Happy 50th Anniversary to Isaac Hayes’ fifth studio album Black Moses, originally released in November 1971.
Staring at our screens, clicking or tapping to consume our music, it barely registers that albums even have covers anymore. That tiny square of color pales in comparison to the glorious works of art that adorned album covers from the 1950’s onwards. But that’s progress, right?
They certainly pale in comparison to Isaac Hayes’ 1971 album Black Moses, which goes down as one of the most outrageously flamboyant record covers ever issued—a folding monolith that revealed a four foot by three foot crucifix that showed Hayes clad in regal, righteous Nubian robes. The cynic in us suggests that the existence of such an elaborate construction must be to hide the poor quality of the work on offer and indeed Larry Shaw (Stax’s advertising and packaging chief) felt the same. His feelings were recounted in Robert Gordon’s definitive Respect Yourself: Stax Records and the Soul Explosion when he insisted, “The music in there was of such a poor quality, we had to sell the box it came in.”
Even the title itself proved slightly problematic for Hayes. As a proud, fallible but God-fearing man he felt immediately uncomfortable with the epithet given to him by promo man Dino Woodard one night at the Apollo Theater, but it soon gathered momentum and got picked up by Jet magazine and others.
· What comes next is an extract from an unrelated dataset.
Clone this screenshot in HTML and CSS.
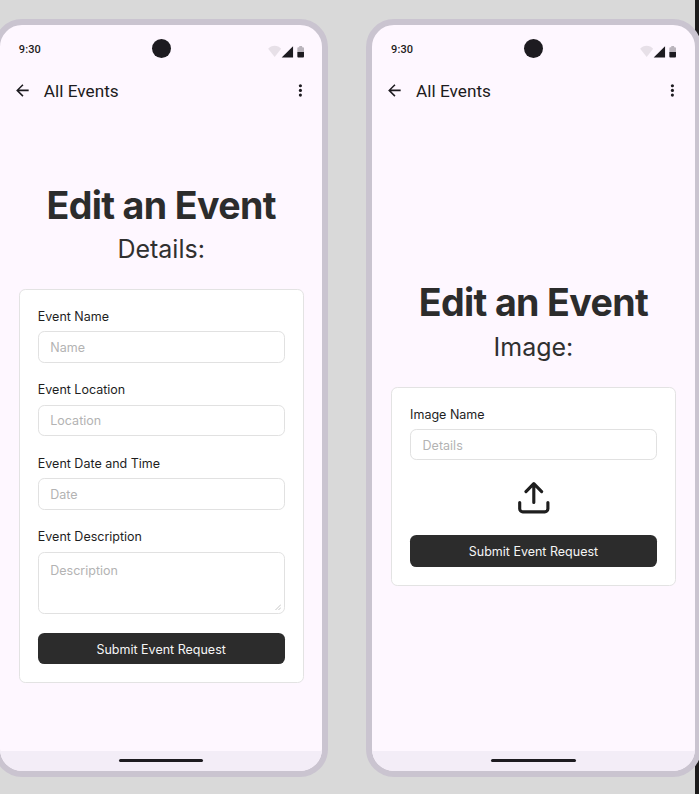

Such was his standing in the Black community and the overwhelming effect of his performances on the audience, it seemed a fitting, if vaguely sacrilegious, name.
So to understand Black Moses you need to delve into the context of both Stax Records and Isaac Hayes, so intertwined were their histories and destinies. Hot Buttered Soul had blown minds at Stax (and beyond) in 1969 and given them a new MVP after the untimely death of Otis Redding. Hayes’ dramatic re-interpretations of others’ songs, his own startling new compositions and booming bass proto-raps were unlike anything anyone had heard before.
1971 brought the iconic, genre-defining and Oscar-winning soundtrack to Shaft. So it was somewhat of a shock that even as Stax squeezed the last pips out of Shaft, another album duly landed at their feet, courtesy of its creator. That it was a double album of 14 songs, clocking in at over 90 minutes simply added to the feeling of quantity over quality. In reality though, Hayes was simply continuing in the same vein as he always had—along with Booker T and the MGs, he had contributed to more records than anyone else at Stax. Just as the Funk Brothers drove Motown, so they drove Stax.
Of course looking back from this point, it is occasionally hard to take this record at face value. The sexual loverman prowl of his raps. The wah-wah guitar and the cinematic soul arrangements have been parodied countless times and bastardized by the co-opting of its sound in commercials and the like. But by persevering it is possible to see past all of this and embrace its originality and ambitious scope.
Of the 14 songs here, the majority are covers and the great joy of an Isaac Hayes cover is the way in which he deconstructs, rearranges, and reassembles songs that seem so un-Hayes like. Take his version of “(They Long to Be) Close to You” by the Carpenters. Playing it totally straight, Hayes’ profundo bass is simultaneously totally alien and utterly compelling. Reimagining the sickly sweet, easy listening hit as an orchestral funk opus took some doing, but Hayes did it with aplomb.
Cherry picking songs by peers such as Curtis Mayfield (“Man’s Temptations”), Gamble and Huff (“Never Gonna Give You Up”), and Kris Kristofferson (“For the Good Times”) ensured the lengthy running time had legs—the quality of penmanship allied to the inventive re-workings and Hayes’ own compositions meant two months at the top of the RnB chart. The album’s lead single—the cover of the Jackson 5’s “Never Can Say Goodbye”—reached number 22 on the pop charts and went top 5 in the R&B, all of which meant that 1971 was a stellar year for both Hayes and Stax, so much so that early the following year, he was nominated for seven GRAMMY awards.
Being at such a creative and commercial peak meant that it was a prime time for Hayes to negotiate a new contract. But at this crucial juncture Hayes would unwittingly contribute to the demise of the label he had been a founding rock of. In order to keep the hit machine that Hayes had become going, Stax head honcho Al Bell’s sweeteners became more and more outlandish and less and less sensible. After all, what’s a $26,000 gold plated Cadillac between friends? The house that Hayes had helped to build had become huge, unwieldy and hemorrhaged money—without a better business sense it would eventually come to nought.
Yet on revisiting Black Moses, the heady atmospherics are the things that strike home. “Ike’s Rap II” —sampled so memorably by Portishead for “Glory Box” from their 1994 debut album Dummy—is the perfect example of why Larry Shaw was so wrong. The woozy bassline, the melancholic strings and the intimacy of Hayes’ half-whispered musings are a seductive and beguiling concoction. And ultimately, this is precisely what will be remembered in years to come—the ground-breaking genius of Isaac Hayes’ 1971 pinnacle.